‘Decouple economic management from politics’ | Sunday Observer

‘Decouple economic management from politics’

Prof. Lalith Samarakoon
Prof. Lalith Samarakoon

The road to high income is challenging but Sri Lanka has the potential to achieve high single digit growth with a long-term, integrated national socio-economic development policy framework aimed at increasing the rate of investment and productivity of capital and labour, said Secretary-General and Chief Economist of the National Economic Council, Prof. Lalith Samarakoon in an exclusive interview with the Business Observer last week.

Excerpts:

Q. How do you view Sri Lanka’s journey towards graduating to an upper middle-income country?

A The Sri Lanka’s average economic growth over past 10 years since 2009 has been 5.4 percent and it graduated to an upper middle-income economy in July. This is indeed a significant achievement. But we must take time to reflect on the difficult challenges ahead and plan to make further progress towards a high-income economy.

Q. But growth has slowed down in recent years. Isn’t that a concern?

A Yes, economic growth has been declining recently, and it is indeed a concern.

Growth was very robust in the five-year period from 2009 to 2013, which was the period immediately after the end of the 26-year civil war. The economy grew at an annual average rate of 6.5% during that period. However, this upward growth trend reversed in the following five years. During the last five-year period from 2014 to 2018, the average annual growth declined to 4.2%. This is a significant drop of more than 2 percentage points. Growth has continued to moderate since 2015 ending with a 3.2% growth in 2018, the lowest in 16 years. Due to the economic impact of the Easter Sunday attacks in April, growth is expected to be 3% or lower this year.

Clearly, we need to arrest this subdued growth. It is not easy since there is increasing evidence that global economy is slowing down.

Q. What is the basis for classification of Sri Lanka as an upper middle-income economy?

A The World Bank’s classification of countries into income groups is based on the Gross National Income (GNI) which measures all the income of residents and businesses including net foreign factor income.The GNI threshold to become a upper middle-income country is 3,996 dollars and Sri Lanka’s GNI for 2018 of 4,060 exceeded this threshold.

We are now in an exclusive club which includes China, Malaysia and Thailand.

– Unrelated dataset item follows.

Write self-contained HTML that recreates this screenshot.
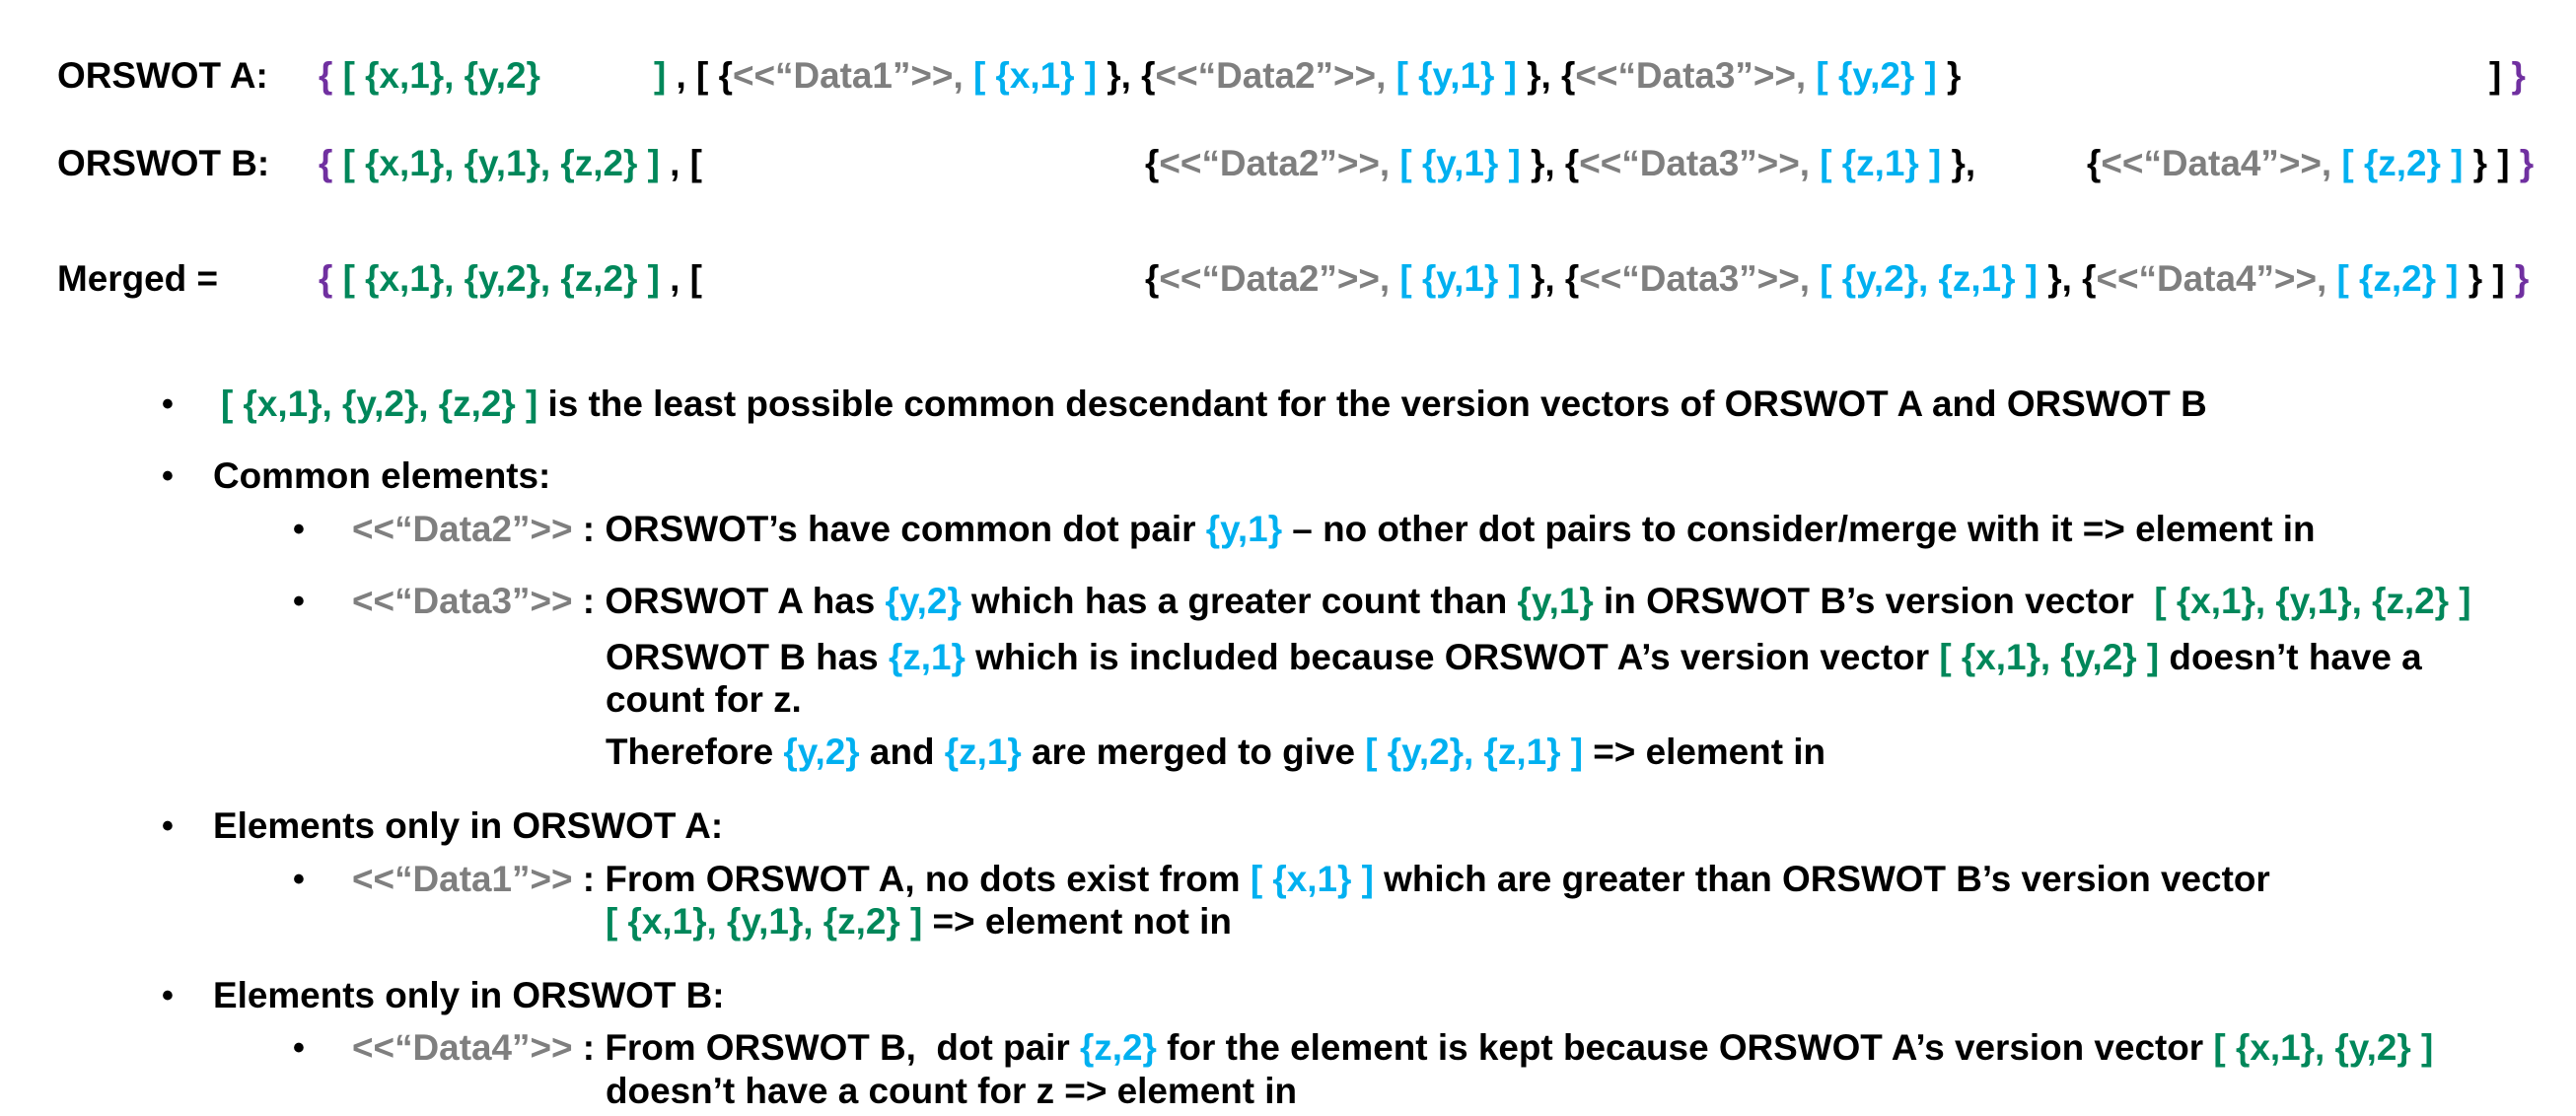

Of course, it is important to realise that these are much larger economies. Relative to size of the Sri Lankan economy of 89 billion dollars last year, China recorded a GDP of 13.6 trillion dollars, Thailand was 505 billion dollars while the Malaysian economy reached 354 billion dollars. On a per capita basis, the GNI was $10,460 in Malaysia, $9,470 in China, and $6,610 in Thailand.

Q. What is the income threshold for a high-income economy?

A The next level of income category is high income for which the threshold as of now is 12,376 dollars. This threshold can go up over time. Therefore, Sri Lanka’s GNI has to increase threefold to reach a high-income economy. High income economies in Asia include Hong Kong, Singapore, Korea and Taiwan, among others.

Q. How long would it take for Sri Lanka to reach high income status?

A Past evidence suggests that the median number of years it took a country to transition from upper middle income to high-income has been about 15 years. China and Thailand have been upper middle income countries for 10 years since attaining upper middle status in 2010. Malaysia has been in the upper middle income category for 25 years (since 1994). At current economic growth rates, the World Bank has indicated that Malaysia could achieve high income status by 2024. Then, it would have taken Malaysia 30 years to transition to a high-income economy.

The time it takes to reach high income depends on several factors including future economic growth rates, exchange rate, inflation rate and population growth etc. The National Economic Council (NEC) has done some estimates on this recently. Assuming an annual average population growth rate of 0.5%, inflation of 5%, annual rupee depreciation of 3% and a real GDP growth rate of 6% a year Sri Lanka could reach the level of GNI per capita of approximately 8,000 dollars in 10 years (by 2029) and 12,000 dollars in 15 years (by 2034).

On the other hand, a lower growth path of 5% per year, higher inflation at 6%, higher rupee depreciation of 4%, and higher population growth of 1% will increase the transition time to a high-income economy to 20 years. These estimates indicate that it will take 15-20 years to become a high-income economy.

Q. What is key to achieving high-income status for Sri Lanka?

A The key is the rate of economic growth. With a growth rate of over 6%, we can hope to achieve that status at a shorter amount of time. But growth does not come by accident. We need a concerted effort to craft our economic future. We need to break away from annual and ad-hoc economic plans and constant changes to government policies.

All successive administrations must commit to a long-term economic plan. Economic management must be decoupled from politics and should be left to competent professionals.

That is where a high-level economic policy body such as the National Economic Council becomes important. Many countries follow this model.

The NEC has been advocating the administration about the importance of a five-year National Economic Plan and has taken steps to prepare one.